## [Exercise objective]
Retype the data exactly, from its first line to the line containing "string; value: string;", including both, and skip any picture.
— start of Supplied material —
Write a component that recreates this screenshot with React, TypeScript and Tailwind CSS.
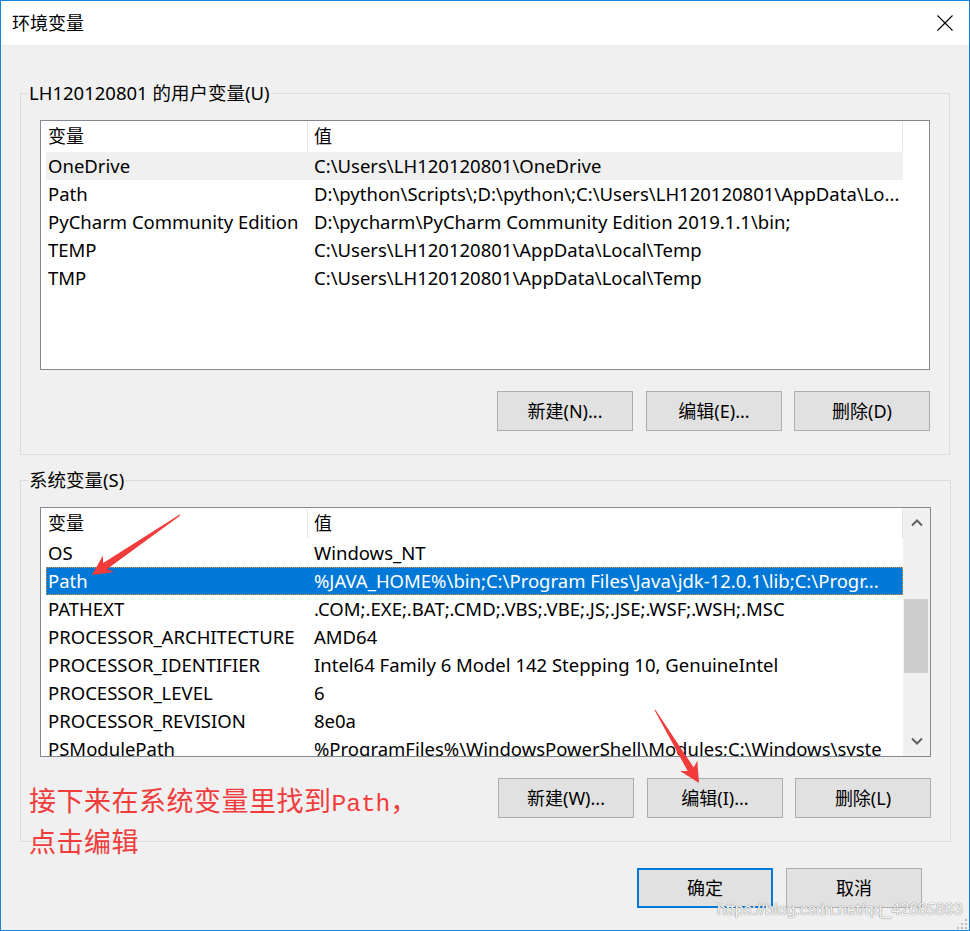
import React from "react";

type Row = { name: string; value: string; state?: "hover" | "selected" };

const userRows: Row[] = [
  { name: "OneDrive", value: "C:\\Users\\LH120120801\\OneDrive", state: "hover" },
  { name: "Path", value: "D:\\python\\Scripts\\;D:\\python\\;C:\\Users\\LH120120801\\AppData\\Lo..." },
  { name: "PyCharm Community Edition", value: "D:\\pycharm\\PyCharm Community Edition 2019.1.1\\bin;" },
  { name: "TEMP", value: "C:\\Users\\LH120120801\\AppData\\Local\\Temp" },
  { name: "TMP", value: "C:\\Users\\LH120120801\\AppData\\Local\\Temp" },
];

const sysRows: Row[] = [
  { name: "OS", value: "Windows_NT" },
  { name: "Path", value: "%JAVA_HOME%\\bin;C:\\Program Files\\Java\\jdk-12.0.1\\lib;C:\\Progr...", state: "selected" },
  { name: "PATHEXT", value: ".COM;.EXE;.BAT;.CMD;.VBS;.VBE;.JS;.JSE;.WSF;.WSH;.MSC" },
  { name: "PROCESSOR_ARCHITECTURE", value: "AMD64" },
  { name: "PROCESSOR_IDENTIFIER", value: "Intel64 Family 6 Model 142 Stepping 10, GenuineIntel" },
  { name: "PROCESSOR_LEVEL", value: "6" },
  { name: "PROCESSOR_REVISION", value: "8e0a" },
  { name: "PSModulePath", value: "%ProgramFiles%\\WindowsPowerShell\\Modules;C:\\Windows\\syste" },
];

function ListView({ rows, scrollbar }: { rows: Row[]; scrollbar: boolean }) {
  return (
    <div className="flex h-[250px] w-full border border-[#828790] bg-white overflow-hidden">
      <div className="flex w-[862px] shrink-0 flex-col overflow-hidden">
        <div className="flex h-[31px] shrink-0 items-stretch text-[18px]">
          <div className="flex w-[266px] shrink-0 items-center pl-[7px]">变量</div>
          <div className="my-[1px] w-px bg-[#e5e5e5]" />
          <div className="flex flex-1 items-center pl-[6px]">值</div>
          <div className="my-[1px] w-px bg-[#e5e5e5]" />
        </div>
        {rows.map((r) => (
          <div
            key={r.name}
            className={
              "ml-[5px] flex h-[28px] w-[857px] shrink-0 items-center whitespace-nowrap text-[18.5px] " +
              (r.state === "selected"
                ? "bg-[#0078d7] text-white outline-1 outline-dotted outline-[#e8902e] -outline-offset-1"
                : r.state === "hover"
                ? "bg-[#f0f0f0]"
                : "")
            }
          >
            <div className="w-[261px] shrink-0 overflow-hidden pl-[2px]">{r.name}</div>
            <div className="flex-1 overflow-hidden pl-[7px]">{r.value}</div>
          </div>
        ))}
      </div>
      {scrollbar ? (
        <div className="flex w-[27px] shrink-0 flex-col bg-[#f0f0f0]">
          <div className="flex h-[30px] shrink-0 items-center justify-center">
            <svg width="12" height="8" viewBox="0 0 12 8">
              <path d="M1 6.5 L6 1.5 L11 6.5" fill="none" stroke="#606060" strokeWidth="2" />
            </svg>
          </div>
          <div className="flex-1">
            <div className="ml-[1px] mt-[61px] h-[74px] w-[24px] bg-[#cdcdcd]" />
          </div>
          <div className="flex h-[30px] shrink-0 items-center justify-center">
            <svg width="12" height="8" viewBox="0 0 12 8">
              <path d="M1 1.5 L6 6.5 L11 1.5" fill="none" stroke="#606060" strokeWidth="2" />
            </svg>
          </div>
        </div>
      ) : (
        <div className="flex-1" />
      )}
    </div>
  );
}

function Btn({ label, primary }: { label: string; primary?: boolean }) {
  return (
    <div
      className={
        "flex h-[40px] w-[136px] items-center justify-center bg-[#e1e1e1] text-[18px] text-black " +
        (primary ? "border-2 border-[#0078d7]" : "border border-[#adadad]")
      }
    >
      {label}
    </div>
  );
}

function Group({
  title,
  rows,
  scrollbar,
  buttons,
}: {
  title: string;
  rows: Row[];
  scrollbar: boolean;
  buttons: string[];
}) {
  return (
    <fieldset className="border border-[#dcdcdc] pb-[23px]">
      <legend className="ml-[7px] px-[1px] text-[18.5px] leading-[24px]">{title}</legend>
      <div className="px-[19px]">
        <div className="mt-[15px]">
          <ListView rows={rows} scrollbar={scrollbar} />
        </div>
        <div className="mt-[21px] flex justify-end">
          <Btn label={buttons[0]} />
          <div className="ml-[13px]">
            <Btn label={buttons[1]} />
          </div>
          <div className="ml-[12px]">
            <Btn label={buttons[2]} />
          </div>
        </div>
      </div>
    </fieldset>
  );
}

export default function App() {
  return (
    <div className="relative flex h-[931px] w-[970px] flex-col overflow-hidden border border-[#1883d7] bg-[#f0f0f0] font-['Noto_Sans','Noto_Sans_CJK_SC',sans-serif] text-[18px] text-black">
      <div className="flex h-[44px] shrink-0 items-center justify-between bg-white pl-[11px] pr-[16px]">
        <span className="leading-[24px]">环境变量</span>
        <svg width="16" height="16" viewBox="0 0 16 16">
          <path d="M0.5 0.5 L15.5 15.5 M15.5 0.5 L0.5 15.5" stroke="#000" strokeWidth="1.1" fill="none" />
        </svg>
      </div>
      <div className="px-[19px] pt-[36px]">
        <Group
          title="LH120120801 的用户变量(U)"
          rows={userRows}
          scrollbar={false}
          buttons={["新建(N)...", "编辑(E)...", "删除(D)"]}
        />
        <div className="mt-[13px]">
          <Group
            title="系统变量(S)"
            rows={sysRows}
            scrollbar={true}
            buttons={["新建(W)...", "编辑(I)...", "删除(L)"]}
          />
        </div>
        <div className="mt-[26px] flex justify-end pr-[28px]">
          <Btn label="确定" primary />
          <div className="ml-[13px]">
            <Btn label="取消" />
          </div>
        </div>
      </div>

      {/* red annotation text */}
      <div className="absolute left-[28px] top-[781px] font-['Noto_Sans_CJK_SC',sans-serif] text-[27px] leading-[36px] tracking-[0.5px] text-[#f03c3c]">
        <div className="whitespace-nowrap">
          接下来在系统变量里找到<span className="font-['Liberation_Mono',monospace] text-[24.5px] tracking-normal">Path</span>，
        </div>
        <div>点击编辑</div>
      </div>

      {/* red arrows */}
      <svg
        className="pointer-events-none absolute left-[-1px] top-[-1px]"
        width="970"
        height="931"
        viewBox="0 0 970 931"
      >
        <polygon
          points="180.3,515.4 107.2,568.9 114.1,572 92,575 102.9,555.4 103.2,563.1 179.7,514.6"
          fill="#f23b3b"
        />
        <polygon
          points="655.4,709.8 693.7,767.5 697.3,760.7 699,783 680.1,771.1 687.7,771.1 654.6,710.2"
          fill="#f23b3b"
        />
      </svg>

      {/* watermark */}
      <div className="pointer-events-none absolute left-[716px] top-[900px] whitespace-nowrap font-['Liberation_Sans',sans-serif] text-[16px] leading-[18px] text-[#f4f4f4] [text-shadow:0_0_1px_#8a8a8a,0_0_1px_#8a8a8a]">
        https://blog.csdn.net/qq_42685893
      </div>

      {/* resize grip */}
      <svg className="absolute left-[955px] top-[917px]" width="13" height="13" viewBox="0 0 13 13">
        <rect x="9" y="1" width="2" height="2" fill="#bdbdbd" />
        <rect x="5" y="5" width="2" height="2" fill="#bdbdbd" />
        <rect x="9" y="5" width="2" height="2" fill="#bdbdbd" />
        <rect x="1" y="9" width="2" height="2" fill="#bdbdbd" />
        <rect x="5" y="9" width="2" height="2" fill="#bdbdbd" />
        <rect x="9" y="9" width="2" height="2" fill="#bdbdbd" />
      </svg>
    </div>
  );
}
— end of Supplied material —
## [Complete response]
Write a component that recreates this screenshot with React, TypeScript and Tailwind CSS.
import React from "react";

type Row = { name: string; value: string; state?: "hover" | "selected" };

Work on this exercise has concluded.